§ DATA EXTRACT
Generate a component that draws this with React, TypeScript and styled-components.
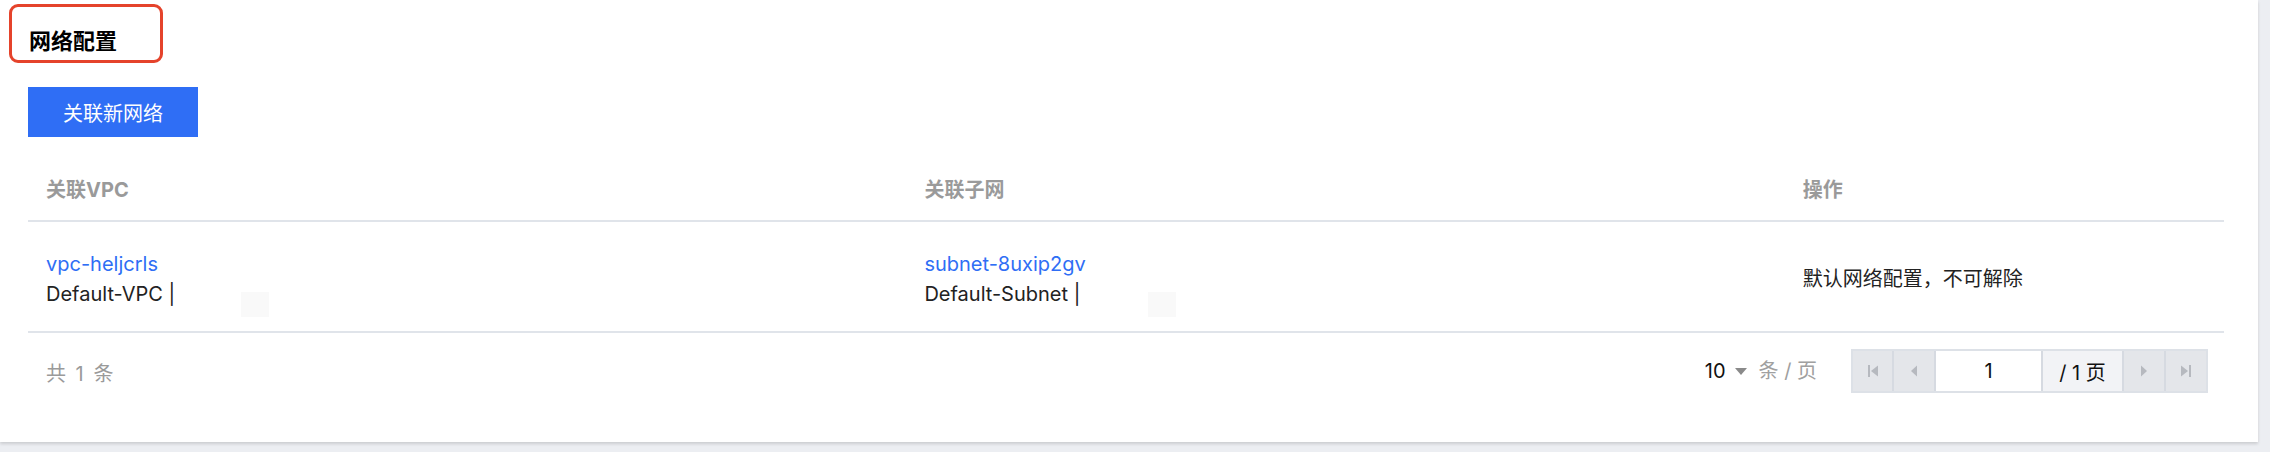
import React from "react";
import styled, { createGlobalStyle } from "styled-components";

const Global = createGlobalStyle`
  html, body { margin: 0; padding: 0; }
  body {
    background: #eceef2;
    font-family: Inter, "Noto Sans CJK SC", sans-serif;
    color: #222;
  }
`;

const Page = styled.div`
  width: 2270px;
  height: 452px;
  overflow: hidden;
`;

const Card = styled.section`
  width: 2258px;
  height: 442px;
  box-sizing: border-box;
  background: #fff;
  box-shadow: 0 2px 3px rgba(0, 0, 0, 0.14);
  padding: 4px 34px 0 28px;
  display: flex;
  flex-direction: column;
`;

const TitleMark = styled.div`
  width: 154px;
  height: 59px;
  box-sizing: border-box;
  margin-left: -19px;
  border: 3px solid #e5432b;
  border-radius: 9px;
  padding: 19px 0 0 17px;
`;

const Title = styled.h2`
  margin: 0;
  font-size: 22px;
  line-height: 30px;
  font-weight: 700;
  color: #000;
`;

const PrimaryButton = styled.button`
  margin-top: 24px;
  width: 170px;
  height: 50px;
  border: none;
  background: #2f6ef5;
  color: #fff;
  font-family: inherit;
  font-size: 20px;
  padding: 0;
  cursor: pointer;
`;

const Row = styled.div<{ $head?: boolean }>`
  display: grid;
  grid-template-columns: 2fr 2fr 1fr;
  border-bottom: 2px solid #e0e4ea;
  height: ${(p) => (p.$head ? "85px" : "111px")};
  box-sizing: border-box;
  align-items: ${(p) => (p.$head ? "end" : "center")};
  padding-bottom: ${(p) => (p.$head ? "16px" : "0")};
`;

const HeadCell = styled.div`
  padding-left: 18px;
  font-size: 20px;
  line-height: 28px;
  font-weight: 700;
  color: #9a9a9a;
`;

const Cell = styled.div`
  padding-left: 18px;
  font-size: 20px;
  line-height: 30px;
  color: #222;
  padding-top: 4px;
`;

const Link = styled.a`
  display: block;
  color: #2f6ef5;
  text-decoration: none;
`;

const SubText = styled.div`
  display: flex;
  align-items: flex-start;
  height: 30px;
`;

const Ghost = styled.span<{ $gap: number }>`
  display: inline-block;
  flex: none;
  width: 28px;
  height: 25px;
  margin-left: ${(p) => p.$gap}px;
  margin-top: 13px;
  background: #f9f9f9;
`;

const Footer = styled.div`
  display: flex;
  align-items: center;
  padding: 16px 16px 0 18px;
`;

const Total = styled.div`
  font-size: 20px;
  line-height: 28px;
  color: #9a9a9a;
  margin-top: 6px;
  word-spacing: 4px;
`;

const Spacer = styled.div`
  flex: 1;
`;

const PageSize = styled.div`
  display: flex;
  align-items: center;
  font-size: 20px;
  line-height: 28px;
  margin-right: 34px;
`;

const SizeValue = styled.span`
  color: #111;
`;

const Caret = styled.span`
  display: inline-block;
  margin: 0 12px 0 9px;
  width: 0;
  height: 0;
  border-left: 6px solid transparent;
  border-right: 6px solid transparent;
  border-top: 7px solid #8a8a8a;
`;

const SizeUnit = styled.span`
  color: #a0a0a0;
`;

const Pager = styled.div`
  display: flex;
  height: 44px;
  box-sizing: border-box;
  border: 2px solid #dde1e7;
  background: #e4e6ea;
`;

const PagerBtn = styled.button<{ $w: number }>`
  width: ${(p) => p.$w}px;
  height: 100%;
  border: none;
  border-right: 2px solid #d6dae1;
  background: #e4e6ea;
  padding: 0;
  display: flex;
  align-items: center;
  justify-content: center;
  &:last-child {
    border-right: none;
  }
`;

const PageInput = styled.div`
  width: 107px;
  height: 100%;
  box-sizing: border-box;
  background: #fff;
  border-right: 2px solid #d6dae1;
  display: flex;
  align-items: center;
  justify-content: center;
  font-size: 20px;
  color: #111;
`;

const PageTotal = styled.div`
  width: 81px;
  height: 100%;
  box-sizing: border-box;
  background: #f2f3f6;
  border-right: 2px solid #d6dae1;
  display: flex;
  align-items: center;
  justify-content: center;
  font-size: 20px;
  color: #111;
`;

const Icon = ({ kind }: { kind: "first" | "prev" | "next" | "last" }) => {
  const c = "#b6b9bf";
  if (kind === "first")
    return (
      <svg width="12" height="14" viewBox="0 0 12 14">
        <rect x="1" y="1" width="2" height="12" fill={c} />
        <path d="M11 1.5 L4 7 L11 12.5 Z" fill={c} />
      </svg>
    );
  if (kind === "last")
    return (
      <svg width="12" height="14" viewBox="0 0 12 14">
        <rect x="9" y="1" width="2" height="12" fill={c} />
        <path d="M1 1.5 L8 7 L1 12.5 Z" fill={c} />
      </svg>
    );
  if (kind === "prev")
    return (
      <svg width="8" height="14" viewBox="0 0 8 14">
        <path d="M7 1.5 L1 7 L7 12.5 Z" fill={c} />
      </svg>
    );
  return (
    <svg width="8" height="14" viewBox="0 0 8 14">
      <path d="M1 1.5 L7 7 L1 12.5 Z" fill={c} />
    </svg>
  );
};

export default function App() {
  return (
    <Page>
      <Global />
      <Card>
        <TitleMark>
          <Title>网络配置</Title>
        </TitleMark>
        <div>
          <PrimaryButton>关联新网络</PrimaryButton>
        </div>
        <Row $head>
          <HeadCell>关联VPC</HeadCell>
          <HeadCell>关联子网</HeadCell>
          <HeadCell>操作</HeadCell>
        </Row>
        <Row>
          <Cell>
            <Link href="#">vpc-heljcrls</Link>
            <SubText>
              Default-VPC |<Ghost $gap={66} />
            </SubText>
          </Cell>
          <Cell>
            <Link href="#">subnet-8uxip2gv</Link>
            <SubText>
              Default-Subnet |<Ghost $gap={68} />
            </SubText>
          </Cell>
          <Cell>默认网络配置，不可解除</Cell>
        </Row>
        <Footer>
          <Total>共 1 条</Total>
          <Spacer />
          <PageSize>
            <SizeValue>10</SizeValue>
            <Caret />
            <SizeUnit>条 / 页</SizeUnit>
          </PageSize>
          <Pager>
            <PagerBtn $w={41}>
              <Icon kind="first" />
            </PagerBtn>
            <PagerBtn $w={42}>
              <Icon kind="prev" />
            </PagerBtn>
            <PageInput>1</PageInput>
            <PageTotal>/ 1 页</PageTotal>
            <PagerBtn $w={42}>
              <Icon kind="next" />
            </PagerBtn>
            <PagerBtn $w={40}>
              <Icon kind="last" />
            </PagerBtn>
          </Pager>
        </Footer>
      </Card>
    </Page>
  );
}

§ GOAL
Copy each line in the data that holds the word "components".

§ ANSWER TO THIS EXERCISE
Generate a component that draws this with React, TypeScript and styled-components.
import styled, { createGlobalStyle } from "styled-components";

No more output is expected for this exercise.